This is the Paragon Intel coding and design exercise.
Your task is to create a program that can accept a stream of collected ADS-B events and extract the probable flights from that stream.
ADS-B signals are broadcast by planes and report position and other information at some (relatively frequent) interval. This signal is transmitted in the clear and can be picked up by receivers made from off-the-shelf parts. There is a network of such receivers from which events are centrally collected.
A flight should consist of an aircraft identifier, departure time, arrival time, departure airport and arrival airport.

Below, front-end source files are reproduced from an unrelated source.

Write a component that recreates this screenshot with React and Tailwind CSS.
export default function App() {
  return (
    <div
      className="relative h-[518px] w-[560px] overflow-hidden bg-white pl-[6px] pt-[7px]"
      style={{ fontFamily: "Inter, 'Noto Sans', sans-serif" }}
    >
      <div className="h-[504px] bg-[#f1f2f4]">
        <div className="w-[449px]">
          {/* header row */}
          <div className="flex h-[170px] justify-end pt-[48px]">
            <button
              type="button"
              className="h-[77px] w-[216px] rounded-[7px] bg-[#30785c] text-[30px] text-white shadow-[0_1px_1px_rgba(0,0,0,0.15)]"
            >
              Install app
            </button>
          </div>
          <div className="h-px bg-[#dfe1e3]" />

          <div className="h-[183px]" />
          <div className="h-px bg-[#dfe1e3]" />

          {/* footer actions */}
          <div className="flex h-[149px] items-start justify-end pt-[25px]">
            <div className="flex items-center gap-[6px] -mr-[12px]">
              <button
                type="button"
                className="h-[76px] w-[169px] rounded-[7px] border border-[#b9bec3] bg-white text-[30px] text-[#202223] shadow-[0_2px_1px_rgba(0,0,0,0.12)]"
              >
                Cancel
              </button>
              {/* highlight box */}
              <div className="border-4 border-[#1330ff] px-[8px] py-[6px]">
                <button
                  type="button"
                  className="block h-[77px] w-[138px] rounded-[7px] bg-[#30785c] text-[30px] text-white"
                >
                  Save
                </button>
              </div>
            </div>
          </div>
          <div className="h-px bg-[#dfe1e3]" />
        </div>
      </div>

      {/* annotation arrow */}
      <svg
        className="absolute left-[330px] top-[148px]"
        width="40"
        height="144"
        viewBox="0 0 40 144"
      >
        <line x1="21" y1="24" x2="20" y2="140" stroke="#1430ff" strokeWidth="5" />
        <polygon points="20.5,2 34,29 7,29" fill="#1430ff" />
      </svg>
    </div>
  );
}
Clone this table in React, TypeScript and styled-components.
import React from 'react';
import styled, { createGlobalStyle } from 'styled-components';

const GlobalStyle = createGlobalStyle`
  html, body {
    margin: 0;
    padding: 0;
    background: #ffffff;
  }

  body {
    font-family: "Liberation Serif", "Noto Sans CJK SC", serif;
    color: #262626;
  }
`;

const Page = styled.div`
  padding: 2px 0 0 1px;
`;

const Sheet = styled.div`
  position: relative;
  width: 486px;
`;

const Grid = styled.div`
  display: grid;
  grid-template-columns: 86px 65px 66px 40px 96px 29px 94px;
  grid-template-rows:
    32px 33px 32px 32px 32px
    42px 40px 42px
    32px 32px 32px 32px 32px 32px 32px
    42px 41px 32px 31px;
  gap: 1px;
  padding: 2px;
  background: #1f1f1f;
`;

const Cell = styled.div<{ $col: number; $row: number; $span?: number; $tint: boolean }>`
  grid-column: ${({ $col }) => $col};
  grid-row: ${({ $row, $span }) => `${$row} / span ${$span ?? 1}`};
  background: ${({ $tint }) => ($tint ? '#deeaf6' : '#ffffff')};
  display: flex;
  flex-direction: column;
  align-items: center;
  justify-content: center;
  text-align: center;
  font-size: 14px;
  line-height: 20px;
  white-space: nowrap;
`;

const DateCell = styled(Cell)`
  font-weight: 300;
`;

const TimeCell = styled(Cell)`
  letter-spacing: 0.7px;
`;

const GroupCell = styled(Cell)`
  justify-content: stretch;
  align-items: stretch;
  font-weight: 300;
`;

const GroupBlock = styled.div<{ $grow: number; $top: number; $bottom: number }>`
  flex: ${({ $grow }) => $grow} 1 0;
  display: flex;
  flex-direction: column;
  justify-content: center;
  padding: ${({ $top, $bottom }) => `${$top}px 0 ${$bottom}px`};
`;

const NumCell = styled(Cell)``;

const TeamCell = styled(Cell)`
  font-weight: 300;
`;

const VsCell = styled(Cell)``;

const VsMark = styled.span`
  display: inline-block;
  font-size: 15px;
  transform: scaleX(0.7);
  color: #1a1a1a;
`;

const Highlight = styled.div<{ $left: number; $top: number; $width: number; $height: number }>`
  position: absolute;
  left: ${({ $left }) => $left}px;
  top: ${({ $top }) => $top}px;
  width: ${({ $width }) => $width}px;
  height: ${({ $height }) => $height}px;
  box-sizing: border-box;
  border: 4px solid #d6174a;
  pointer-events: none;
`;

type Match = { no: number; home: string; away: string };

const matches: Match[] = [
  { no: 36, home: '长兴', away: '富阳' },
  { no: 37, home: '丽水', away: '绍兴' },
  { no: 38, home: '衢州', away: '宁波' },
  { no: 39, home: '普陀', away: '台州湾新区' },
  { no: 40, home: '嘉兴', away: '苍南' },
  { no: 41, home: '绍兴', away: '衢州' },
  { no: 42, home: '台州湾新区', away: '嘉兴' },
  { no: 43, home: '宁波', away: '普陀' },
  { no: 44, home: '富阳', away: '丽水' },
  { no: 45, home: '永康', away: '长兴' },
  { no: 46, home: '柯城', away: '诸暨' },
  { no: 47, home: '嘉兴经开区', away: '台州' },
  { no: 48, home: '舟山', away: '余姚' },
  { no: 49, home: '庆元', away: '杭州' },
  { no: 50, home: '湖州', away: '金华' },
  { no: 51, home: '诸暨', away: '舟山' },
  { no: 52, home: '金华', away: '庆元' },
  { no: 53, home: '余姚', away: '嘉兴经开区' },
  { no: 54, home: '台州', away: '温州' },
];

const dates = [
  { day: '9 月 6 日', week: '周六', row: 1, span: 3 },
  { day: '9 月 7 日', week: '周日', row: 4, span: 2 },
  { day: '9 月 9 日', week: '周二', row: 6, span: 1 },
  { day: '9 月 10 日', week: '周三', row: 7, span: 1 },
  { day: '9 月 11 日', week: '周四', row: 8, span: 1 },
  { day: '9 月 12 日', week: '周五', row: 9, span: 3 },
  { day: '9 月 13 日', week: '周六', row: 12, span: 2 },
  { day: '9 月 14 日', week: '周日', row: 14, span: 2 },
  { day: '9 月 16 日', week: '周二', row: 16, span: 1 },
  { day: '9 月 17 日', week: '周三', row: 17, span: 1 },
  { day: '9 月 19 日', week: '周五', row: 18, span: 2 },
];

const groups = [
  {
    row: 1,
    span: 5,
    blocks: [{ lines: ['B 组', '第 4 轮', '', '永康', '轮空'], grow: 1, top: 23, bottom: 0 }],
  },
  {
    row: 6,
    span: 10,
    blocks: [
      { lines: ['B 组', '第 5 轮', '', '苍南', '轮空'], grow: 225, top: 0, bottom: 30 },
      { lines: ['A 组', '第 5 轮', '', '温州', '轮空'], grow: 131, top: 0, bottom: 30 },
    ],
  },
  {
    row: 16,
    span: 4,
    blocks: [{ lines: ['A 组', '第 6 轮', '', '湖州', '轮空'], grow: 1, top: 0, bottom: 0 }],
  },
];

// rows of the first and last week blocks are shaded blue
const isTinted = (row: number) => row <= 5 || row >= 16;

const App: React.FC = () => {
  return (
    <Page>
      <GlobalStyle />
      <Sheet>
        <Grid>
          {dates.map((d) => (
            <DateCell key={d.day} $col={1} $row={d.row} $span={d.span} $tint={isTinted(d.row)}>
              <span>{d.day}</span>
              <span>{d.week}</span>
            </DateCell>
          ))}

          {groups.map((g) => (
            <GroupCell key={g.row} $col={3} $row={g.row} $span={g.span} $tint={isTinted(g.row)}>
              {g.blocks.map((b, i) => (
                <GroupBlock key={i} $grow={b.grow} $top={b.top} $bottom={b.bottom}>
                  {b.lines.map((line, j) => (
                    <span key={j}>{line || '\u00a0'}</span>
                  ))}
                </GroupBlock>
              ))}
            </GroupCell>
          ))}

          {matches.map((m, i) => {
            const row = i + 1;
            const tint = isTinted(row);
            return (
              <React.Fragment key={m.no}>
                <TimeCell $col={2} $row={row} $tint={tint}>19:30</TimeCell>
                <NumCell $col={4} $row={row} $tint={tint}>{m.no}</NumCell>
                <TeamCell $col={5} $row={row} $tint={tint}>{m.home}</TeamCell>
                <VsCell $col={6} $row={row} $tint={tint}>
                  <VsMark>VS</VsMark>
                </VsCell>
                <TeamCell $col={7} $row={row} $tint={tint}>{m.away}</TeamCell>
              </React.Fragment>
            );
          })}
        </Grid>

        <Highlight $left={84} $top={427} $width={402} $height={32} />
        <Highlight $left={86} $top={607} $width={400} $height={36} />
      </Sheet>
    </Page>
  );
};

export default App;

airports.json: contains JSON array of airport information, with the following fields:
- Latitude
- Longitude
- Elevation
- Identifier
events.txt: JSON objects representing ADS-B events (one event per line), with the following fields:
- Latitude
- Longitude
- Altitude
- Speed
- Heading
- Aircraft identifier
The meaning of the fields in each file should be relatively clear from the naming. This is a small sample (with more meaningful property names) of the data that normally would arrive via a TCP connection.
List of flights, which should have the following per record:
- Aircraft identifier
- Departure time
- Departure airport identifier
- Arrival time
- Arrival airport identifier
Output can be csv, JSON or anything else that makes sense and would be machine readable.
- ADS-B signals are line of sight and have a finite range; it is possible to lose the signal for aircraft if it flies out of coverage, over the ocean, behind a mountain, etc.
- Given the previous note, it may be possible to deduce that a plane has likely landed, but not be able to determine where it landed and/or it may be possible to deduce that a plane is in the sky but not be able to determine where it departed. Leaving the airport null or blank for those cases is acceptable.
- For this exercise, assume that any aircraft can land at any airport.
- As the data is provided by a network of ADS-B receivers with no central time synchronization, it is possible that a seemingly nonsensical sequence of events appears in the data stream, that is, it may appear that an aircraft moves backwards or makes other such unrealistic movements.